Topic modelling is an unsupervised problem. With topic modelling, you have to choose (in advance) how many clusters (or topics) we would like to group the documents.

There are two matrix decomposition techniques

  • Singular Value Decomposition (SVD)
  • Non-negative Matrix Factorisation (NMF)

What does decomposing a matrix means?

It means we use multiple matrices (matrix product) to represent a matrix. This is sometimes known as Latent Semantic Analysis (LSA), which uses SVD

Data processing

  • Stop words
  • Stemming
  • Lemmatisation
  • Sub-word units
    • For example, byte-pair-encoding (BPE)
  • CountVectorizer
    • Word counts
  • TfidfVectorizer

Spacy

Spacy has its own list of stop words and lemmatiser

Singular Value Decomposition (SVD)

The SVD algorithm factorises a matrix into one matrix with orthogonal columns and one with orthogonal rows (along with a diagonal matrix that contains the relative importance of each factor). [insert image]. Topics are expected to be orthogonal to each other. SVD is an exact decomposition!

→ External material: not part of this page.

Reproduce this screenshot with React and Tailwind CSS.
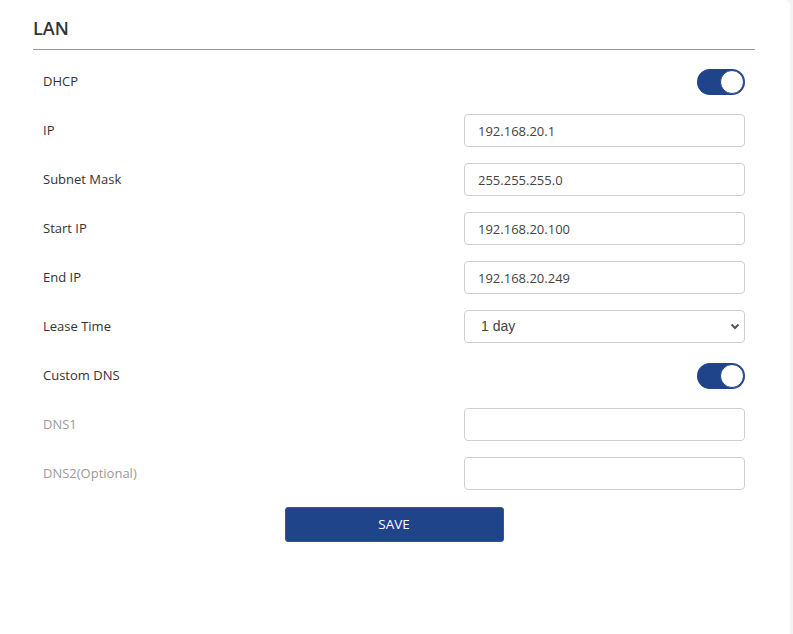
import React from "react";

const font = { fontFamily: '"Open Sans", "Noto Sans", sans-serif' };

function Toggle() {
  return (
    <div className="relative h-[26px] w-[48px] rounded-full bg-[#1f4489]">
      <div className="absolute right-[1px] top-[1px] h-[24px] w-[24px] rounded-full border border-[#1f4489] bg-white" />
    </div>
  );
}

function TextField({ value }) {
  return (
    <input
      type="text"
      defaultValue={value}
      className="h-[33px] w-[281px] rounded-[4px] border border-[#cfcfcf] bg-white px-[13px] text-[13px] text-[#444] outline-none"
      style={font}
    />
  );
}

function LeaseSelect() {
  return (
    <div className="relative h-[33px] w-[281px]">
      <select
        defaultValue="1 day"
        className="h-full w-full appearance-none rounded-[4px] border border-[#cfcfcf] bg-white pl-[16px] text-[14px] text-[#444] outline-none"
        style={{ fontFamily: '"Liberation Sans", Arial, sans-serif' }}
      >
        <option>1 day</option>
        <option>12 hours</option>
        <option>1 week</option>
      </select>
      <svg
        className="pointer-events-none absolute right-[5px] top-[13px]"
        width="10"
        height="7"
        viewBox="0 0 10 7"
      >
        <path d="M1.5 1.5 L5 5 L8.5 1.5" fill="none" stroke="#555" strokeWidth="2" />
      </svg>
    </div>
  );
}

function Row({ label, muted, children }) {
  return (
    <div className="flex h-[33px] items-center justify-between px-[10px]">
      <span className={`text-[13px] ${muted ? "text-[#9a9a9a]" : "text-[#333]"}`}>{label}</span>
      {children}
    </div>
  );
}

export default function App() {
  return (
    <div className="flex h-[634px] w-[793px] bg-[#f4f4f4]" style={font}>
      <div className="h-full w-[790px] rounded-tr-[5px] bg-white pl-[33px] pr-[35px]">
        <div className="border-b border-[#999] pb-[9px] pt-[16px]">
          <h2 className="text-[18px] font-semibold leading-[24px] text-[#333]">LAN</h2>
        </div>
        <div className="mt-[15px] flex flex-col gap-[16px]">
          <Row label="DHCP">
            <Toggle />
          </Row>
          <Row label="IP">
            <TextField value="192.168.20.1" />
          </Row>
          <Row label="Subnet Mask">
            <TextField value="255.255.255.0" />
          </Row>
          <Row label="Start IP">
            <TextField value="192.168.20.100" />
          </Row>
          <Row label="End IP">
            <TextField value="192.168.20.249" />
          </Row>
          <Row label="Lease Time">
            <LeaseSelect />
          </Row>
          <Row label="Custom DNS">
            <Toggle />
          </Row>
          <Row label="DNS1" muted>
            <TextField value="" />
          </Row>
          <Row label="DNS2(Optional)" muted>
            <TextField value="" />
          </Row>
        </div>
        <div className="mt-[17px] flex justify-center">
          <button className="h-[35px] w-[219px] rounded-[3px] border border-[#2a5aa0] bg-[#1f4489] text-[13.5px] text-white">
            SAVE
          </button>
        </div>
      </div>
    </div>
  );
}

SVD is widely used in linear algebra. Some of its applications in data science include:

  • Semantic analysis
  • Collaborative filtering (recommendation systems)
  • Data compression
  • PCA

Truncated SVD behaves similar to NMF in that we are only interested in the vectors corresponding to the largest singular values.

Non-negative Matrix Factorisation (NMF)

NMF involves factorising a non-negative dataset V into non-negative matrices W and H. NMF is a non-exact factorisation and is non-unique! NMF is a lot faster than SVD because we only calculate the subset of columns that we are interested in. You can use sklearn to implement NMF.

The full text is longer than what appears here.